As for the communications graph I started with, it had further attractions as it had traces of its generation (time) and redaction. It has a context which can be unpacked from this visualization. In this way the graph is far richer than most graphs that hide all the messy.
What makes an attraction strange? I didn’t have time to explain my title, but the idea of an attractor in systems is that it is something towards which they evolve. I was using the term metaphorically for the way we can feel there is an interpretation that acts as an attractor pulling us towards the emergence. The attractor can be felt as a hidden structure that attracts the arrangement of the visualization. This sense that there is an attractor operating on us in visualizations is what is strange. For that matter the attractors are strange. They don’t exist in the sense of some underlying truth which we get closer to in certain visualizations, but we are driven to keep on trying as if attracted to their flame.
What are some guidelines for design?
The problem with network graphs is that it is easy to overinterpret them. I was asked during question period if I had suggestions for how to design network graphs that would be hermeneutically more robust. Here are some of the ideas I put forward:
- Provide controls so the user can play with the visualization and see that there is no right arrangement. Controls also give some representation of the user’s perspective making the point that all visualizations are from a perspective.
- By extension one can animate the graph as many based on physics models are. The nodes can move around on their own as the springs bounce them around. This makes it clear there is no objective arrangement. The user can also drag stuff and watch what rubber bands pull what else. This manipulation is not only satisfying, but it helps the user understand what is based on the observations and what is a rendering decision.
- Present the graph with other linked visualizations that let the user see different and conflicting views onto their data. For humanists it is also a good idea to give them access to the “original” text or metadata so they can use other reading methods to see if there are reasons for the patterns being seen. This is an example where giving details allows intuitions to be checked in ways that humanists are comfortable with.

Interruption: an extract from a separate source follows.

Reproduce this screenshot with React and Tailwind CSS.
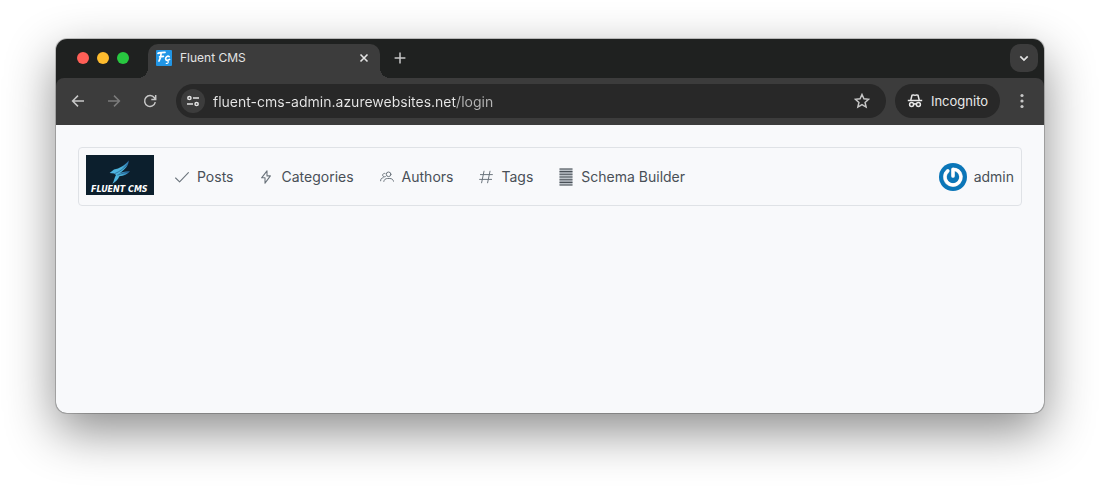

- I closed by showing a Mathematica notebook where I could show the code with the visualization. The notebook is a form of meta interface which visually arranges text, code and results in a way that is supposed to recall the scientist’s notebook. This means that any visualizations (even interactive ones) are woven together with their code. This way you can see the logic of the rendering.
- Reflecting later I wondered if Kandinsky’s point about internal experience couldn’t be revised into a guideline – namely that visualizations should look as if they are viewed from inside the experience. This would mean that it is clear that not everything can be seen (lines might always lead off the screen).